Honoring Griffith

Their honors: Griffiths in eponymous board room.

Their honors: Griffiths in eponymous board room. Shena Sanchez

After a forty-year career at Duke, William Griffith '50 remains a fixture of campus life. The retired vice president for student affairs and his wife, Carol Topham Griffith R.N. '52, both remain active with the Duke and Durham communities.

In January, the couple attended a ceremony to honor the newly renovated Griffith Board Room, a student meeting space in the Bryan Center that was originally dedicated in 1982. The occasion highlighted the William J. and Carol T. Griffith Endowment and the student programs that the endowment has supported.

The list is impressive: The Center for Race Relations, the Graduate and Professional Student Council, Springternational, the Arts Theme House, the Duke Photo Group, and a host of other education- and service-based student groups have benefited from Griffith Endowment funding.

Griffith set the course for the Duke Artists Series and helped forge a national organization for college arts administrators, the National Association of College and University Concert Managers.

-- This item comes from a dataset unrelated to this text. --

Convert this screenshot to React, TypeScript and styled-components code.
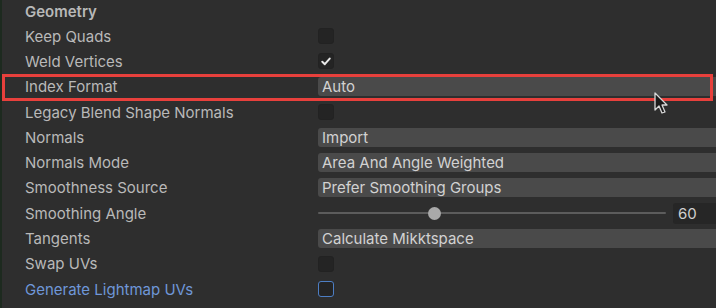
import styled, { createGlobalStyle } from 'styled-components';

const GlobalStyle = createGlobalStyle`
  html, body {
    margin: 0;
    padding: 0;
    background: #2e2e2e;
    overflow: hidden;
  }
  body {
    font-family: Inter, "Liberation Sans", Arial, sans-serif;
    -webkit-font-smoothing: antialiased;
  }
`;

const Panel = styled.div`
  position: relative;
  width: 740px;
  height: 308px;
  background: #2e2e2e;
  border-left: 2px solid #1d2a1f;
  box-sizing: border-box;
  overflow: hidden;
`;

const Header = styled.div`
  height: 23.5px;
  display: flex;
  align-items: center;
  padding-left: 23px;
  font-size: 15px;
  font-weight: 600;
  color: #b8b8b8;
`;

const Row = styled.div`
  position: relative;
  height: 25.3px;
  display: grid;
  grid-template-columns: 293px 1fr;
  align-items: center;
  padding-left: 23px;
`;

const Label = styled.span<{ $accent?: boolean }>`
  font-size: 15px;
  color: ${({ $accent }) => ($accent ? '#6f97d8' : '#b9b9b9')};
  white-space: nowrap;
`;

const Dropdown = styled.div`
  height: 19px;
  display: flex;
  align-items: center;
  padding-left: 4px;
  border-radius: 3px;
  background: #4a4a4a;
  font-size: 15px;
  color: #d2d2d2;
  white-space: nowrap;
`;

const Checkbox = styled.div<{ $focus?: boolean }>`
  width: 16px;
  height: 16px;
  box-sizing: border-box;
  border-radius: 3px;
  background: #242424;
  border: ${({ $focus }) => ($focus ? '1.5px solid #4d7ec4' : '1px solid #222')};
  display: flex;
  align-items: center;
  justify-content: center;
`;

const SliderBox = styled.div`
  display: flex;
  align-items: center;
  gap: 7px;
`;

const Track = styled.div`
  position: relative;
  flex: 1;
  height: 2px;
  background: #5c5c5c;
  border-radius: 1px;
`;

const Thumb = styled.div`
  position: absolute;
  top: 50%;
  width: 13px;
  height: 13px;
  margin: -6.5px 0 0 -6.5px;
  border-radius: 50%;
  background: #a9a9a9;
`;

const NumberField = styled.div`
  width: 67px;
  height: 21px;
  display: flex;
  align-items: center;
  padding-left: 5px;
  box-sizing: border-box;
  border-radius: 3px;
  background: #262626;
  font-size: 15px;
  color: #cfcfcf;
`;

const Marker = styled.div`
  position: absolute;
  top: -0.5px;
  bottom: -1.5px;
  left: 0;
  width: 711px;
  border: 3px solid #e8403c;
  box-sizing: border-box;
  pointer-events: none;
`;

const Cursor = styled.svg`
  position: absolute;
  left: 652px;
  top: 92px;
`;

const Check = () => (
  <svg width="10" height="9" viewBox="0 0 10 9">
    <path d="M1.3 4.8 L3.8 7.2 L8.7 1.6" fill="none" stroke="#e8e8e8" strokeWidth="2" strokeLinecap="round" strokeLinejoin="round" />
  </svg>
);

type Field =
  | { kind: 'check'; checked?: boolean; focus?: boolean }
  | { kind: 'dropdown'; value: string }
  | { kind: 'slider'; value: number; min: number; max: number };

interface Setting {
  label: string;
  field: Field;
  highlight?: boolean;
  accent?: boolean;
}

const settings: Setting[] = [
  { label: 'Keep Quads', field: { kind: 'check' } },
  { label: 'Weld Vertices', field: { kind: 'check', checked: true } },
  { label: 'Index Format', field: { kind: 'dropdown', value: 'Auto' }, highlight: true },
  { label: 'Legacy Blend Shape Normals', field: { kind: 'check' } },
  { label: 'Normals', field: { kind: 'dropdown', value: 'Import' } },
  { label: 'Normals Mode', field: { kind: 'dropdown', value: 'Area And Angle Weighted' } },
  { label: 'Smoothness Source', field: { kind: 'dropdown', value: 'Prefer Smoothing Groups' } },
  { label: 'Smoothing Angle', field: { kind: 'slider', value: 60, min: 0, max: 180 } },
  { label: 'Tangents', field: { kind: 'dropdown', value: 'Calculate Mikktspace' } },
  { label: 'Swap UVs', field: { kind: 'check' } },
  { label: 'Generate Lightmap UVs', field: { kind: 'check', focus: true }, accent: true },
];

const renderField = (field: Field) => {
  switch (field.kind) {
    case 'check':
      return <Checkbox $focus={field.focus}>{field.checked && <Check />}</Checkbox>;
    case 'dropdown':
      return <Dropdown>{field.value}</Dropdown>;
    case 'slider': {
      const pct = ((field.value - field.min) / (field.max - field.min)) * 100;
      return (
        <SliderBox>
          <Track>
            <Thumb style={{ left: `${pct}%` }} />
          </Track>
          <NumberField>{field.value}</NumberField>
        </SliderBox>
      );
    }
  }
};

export default function App() {
  return (
    <>
      <GlobalStyle />
      <Panel>
        <Header>Geometry</Header>
        {settings.map((s) => (
          <Row key={s.label}>
            <Label $accent={s.accent}>{s.label}</Label>
            {renderField(s.field)}
            {s.highlight && <Marker />}
          </Row>
        ))}
        <Cursor width="16" height="24" viewBox="0 0 16 24">
          <path d="M1 1 L1 18 L5 14 L8 21 L11 20 L8 13 L13 13 Z" fill="#1a1a1a" stroke="#d8d8d8" strokeWidth="1.3" strokeLinejoin="round" />
        </Cursor>
      </Panel>
    </>
  );
}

He sparked the creation of the Duke Student Union and helped shape it as a national model for cultivating student leadership. Griffith also had a hand in shaping the Duke Student Government, Project WILD, the Community Service Center, the Women's Center, the Black Student Alliance, the Career Development Center, Counseling and Psychological Services, the Publications Board, and many other successful student efforts. In 1992, an award was renamed the William J. Griffith University Service Award  in his honor; it recognizes a select number of graduating students whose contributions to the Duke and larger communities have had a significant impact on the university.

After retiring, Griffith founded and chaired Duke University Retiree Outreach, an organization that engages retirees with local service activities. True to his character, at the rededication ceremony, he said that "the whole university becomes a better place, becomes a greater university because of all of you—students, faculty, administrators—and I'm going to stay around for a long time. I've got to see what's going to happen next."